Yearning for an Earlier Era of American Diplomacy

Yearning for an Earlier Era of American Diplomacy


President George H.W. Bush waves from his motorcade during his visit to China in 1989.

Courtesy of the George Bush Presidential Library and Museum

George H.W. Bush and the End of the Cold War
By Jeffrey A. Engel
Illustrated. 596 pp. Houghton Mifflin Harcourt. $35.

In May 1989, as the Soviet empire was imploding, President George H.W. Bush delivered a commencement speech at Texas A&M University declaring that the moment had arrived to move “beyond containment” and expressing the hope that the Soviet leader Mikhail Gorbachev’s policy of perestroika would succeed. A day earlier, however, someone in his administration had wanted to deliver a very different message. “Buried deep in the archives of the Bush administration,” Jeffrey A. Engel reports in “When the World Seemed New,” rests an address that Bush’s defense secretary Dick Cheney had drafted that breathed fire about the unrelenting Soviet threat: “It would be supreme folly to quit the struggle on what may well be the eve of a less threatening world.” The White House put the kibosh on it. A few weeks later Bush prepared to visit Eastern Europe. “Whatever this trip is, it is not a victory tour with me running around over there pounding my chest,” he instructed his speechwriters. “I don’t want to sound inflammatory or provocative,” and “I don’t want to put a stick in Gorbachev’s eye.”

Engel, the director of the Center for Presidential History at Southern Methodist University and the editor of “The China Diary of George H.W. Bush,” is an assiduous researcher and vivid writer who has conducted numerous interviews with leading Bush administration officials. To read his account of the administration’s foreign policy is to yearn for an earlier era of American diplomacy, when blarney about the nation’s omnipotence was not permitted to substitute for realistic prudence. Instead, Bush, together with Secretary of State James A. Baker III and National Security Adviser Brent Scowcroft, represented the last spasm of Republican internationalism, working closely with the Western allies and the Soviet leadership to end the Cold War peacefully. Engel’s excellent history forms a standing — if unspoken — rebuke to the retrograde nationalism espoused by Donald J. Trump.


At the core of the Cold War was the division of Germany. All Soviet attempts to extrude the United States from West Berlin after 1945 had failed. Chancellor Helmut Kohl was a staunch Atlanticist who resisted a ferocious Soviet campaign to block the installation of intermediate-range Pershing missiles in 1983. But while West German politicians had routinely paid lip service to unification, an official goal since the founding of West Germany in 1949, it was widely viewed as a pipe dream. “I do not write futuristic novels,” Kohl said in October 1988 when questioned about unification. Indeed, early 1989 polls showed that one-half of West Germans believed reunification shouldn’t even be a long-term goal, but it soon became apparent that their brethren across the Berlin Wall had different ideas. When the wall was breached in November 1989, the movement toward a single Germany became unstoppable. It was Kohl who grabbed the opportunity, audaciously announcing a 10-point plan on Nov. 28 that set the basis for formal reunification. According to Engel, “he had effectively broken his word given to the British, the Americans, the French and the Soviets … but Kohl succeeded in seizing the initiative while others dithered.”
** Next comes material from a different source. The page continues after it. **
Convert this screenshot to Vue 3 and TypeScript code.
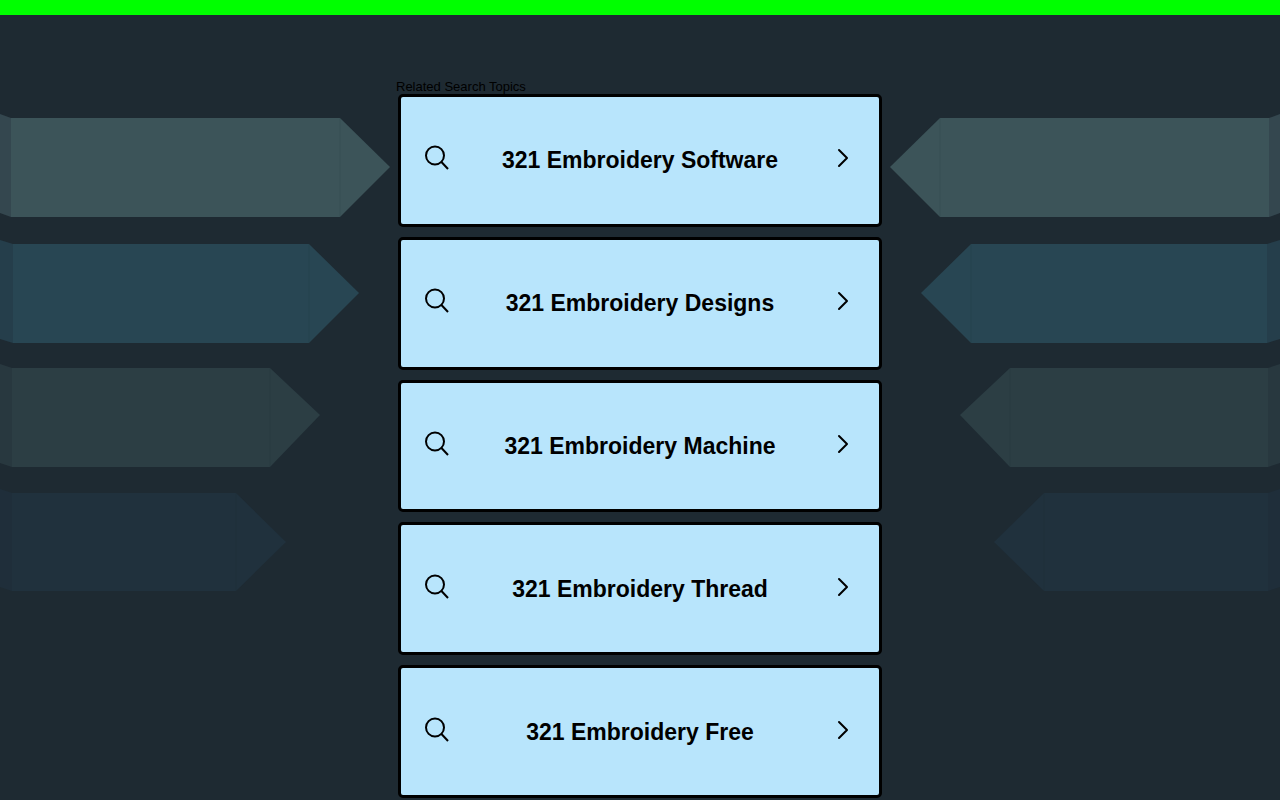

What truly mattered to Bush, however, was Kohl’s promise to him that a united Germany would remain in NATO. Bush didn’t fear German unification but a Europe denuded of American troops. Engel focuses on the geopolitical tussle between Gorbachev and Bush over Germany’s fate. Gorbachev aimed for a neutral and united Germany. Bush, by contrast, had no intention of surrendering America’s dominant position. He wanted to cement it, and that is what he did. When Baker met with Gorbachev and Foreign Minister Eduard Shevardnadze in February 1990, he stated that “there will be no extension of NATO’s jurisdiction or military presence one inch to the east.” What terms like “jurisdiction” and “military presence” meant precisely was left vague, but essentially Bush took Gorbachev to the cleaners. According to Engel, “the key was to wield power in a gentlemanly manner, forcefully yet tactfully, so hard feelings could be allayed without jeopardizing the outcome.” By late May, Gorbachev, to the shock and consternation of his aides, and in direct contravention of the Communist Party’s marching orders, capitulated to Bush’s demands for a united Germany in NATO during a meeting at the White House, where he had arrived in the position of a mendicant pleading for financial aid for Mother Russia. Engel rightly observes, “Bush, as much as anyone else, and certainly more than any other foreigner, can lay claim to being the father of modern Germany.” In Moscow, however, Bush’s paternity of a new Germany was not met with equanimity: According to Engel, a ranking general raged, “We have lost World War III without a shot being fired.”